EXERCISE DESCRIPTION:
Without including the pictures, copy out every line below.

INFORMATION SHOWN:

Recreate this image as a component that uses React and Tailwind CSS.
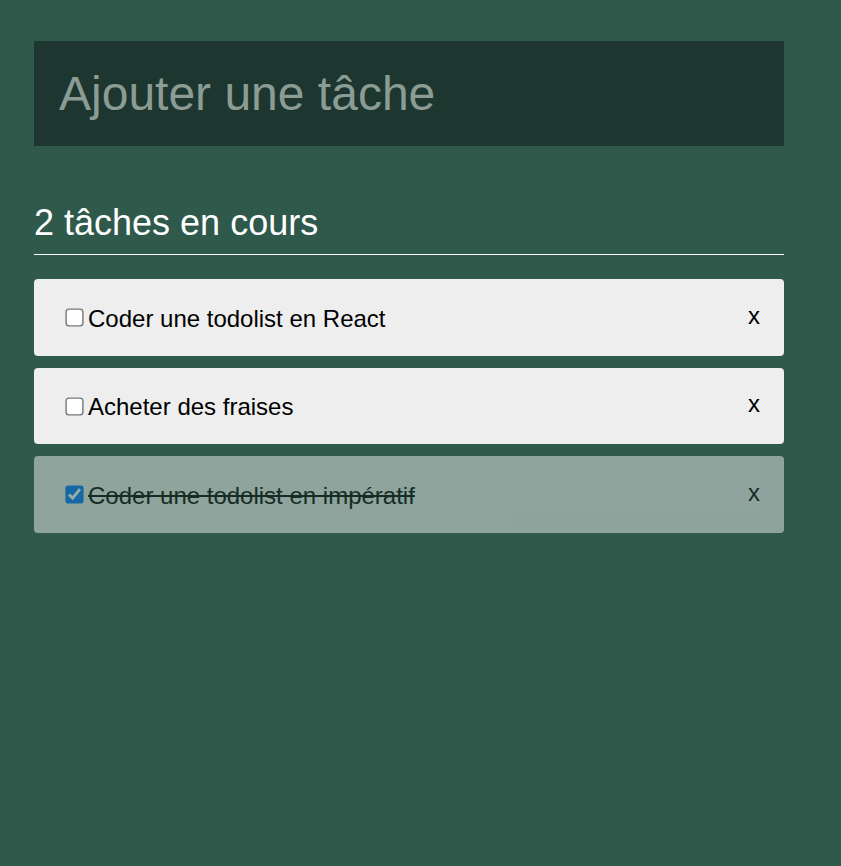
import React from "react";

const tasks = [
  { label: "Coder une todolist en React", done: false },
  { label: "Acheter des fraises", done: false },
  { label: "Coder une todolist en impératif", done: true },
];

export default function App() {
  return (
    <div className="min-h-[866px] w-full bg-[#2e594b] font-['Liberation_Sans',Arial,sans-serif]">
      <div className="pt-[41px] pl-[34px] w-[784px]">
        <input
          type="text"
          placeholder="Ajouter une tâche"
          className="block w-[750px] h-[105px] bg-[#1d362f] px-[25px] text-[48px] text-white placeholder:text-[#8b9c95] outline-none border-0"
        />
        <h2 className="mt-[56px] pb-[11px] border-b border-white text-[36px] leading-[41px] text-white">
          2 tâches en cours
        </h2>
        <div className="mt-[24px] flex flex-col gap-[12px]">
          {tasks.map((t) => (
            <div
              key={t.label}
              className={
                "h-[76.5px] rounded-[4px] bg-[#eeeeee] flex items-center pl-[31px] pr-[24px] text-[24px] text-black " +
                (t.done ? "opacity-50" : "")
              }
            >
              <label className="flex items-center flex-1 pt-[3px]">
                <input
                  type="checkbox"
                  defaultChecked={t.done}
                  className="w-[13px] h-[13px] scale-[1.4] m-0 ml-[2.5px] mr-[7.5px] mt-[-2px]"
                />
                <span className={t.done ? "line-through" : ""}>{t.label}</span>
              </label>
              <span className="mb-[3px] leading-[28px]">x</span>
            </div>
          ))}
        </div>
      </div>
    </div>
  );
}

RESPONSE TO THE EXERCISE:
Recreate this image as a component that uses React and Tailwind CSS.
import React from "react";

const tasks = [
  { label: "Coder une todolist en React", done: false },
  { label: "Acheter des fraises", done: false },
  { label: "Coder une todolist en impératif", done: true },
];

export default function App() {
  return (
    <div className="min-h-[866px] w-full bg-[#2e594b] font-['Liberation_Sans',Arial,sans-serif]">
      <div className="pt-[41px] pl-[34px] w-[784px]">
        <input
          type="text"
          placeholder="Ajouter une tâche"
          className="block w-[750px] h-[105px] bg-[#1d362f] px-[25px] text-[48px] text-white placeholder:text-[#8b9c95] outline-none border-0"
        />
        <h2 className="mt-[56px] pb-[11px] border-b border-white text-[36px] leading-[41px] text-white">
          2 tâches en cours
        </h2>
        <div className="mt-[24px] flex flex-col gap-[12px]">
          {tasks.map((t) => (
            <div
              key={t.label}
              className={
                "h-[76.5px] rounded-[4px] bg-[#eeeeee] flex items-center pl-[31px] pr-[24px] text-[24px] text-black " +
                (t.done ? "opacity-50" : "")
              }
            >
              <label className="flex items-center flex-1 pt-[3px]">
                <input
                  type="checkbox"
                  defaultChecked={t.done}
                  className="w-[13px] h-[13px] scale-[1.4] m-0 ml-[2.5px] mr-[7.5px] mt-[-2px]"
                />
                <span className={t.done ? "line-through" : ""}>{t.label}</span>
              </label>
              <span className="mb-[3px] leading-[28px]">x</span>
            </div>
          ))}
        </div>
      </div>
    </div>
  );
}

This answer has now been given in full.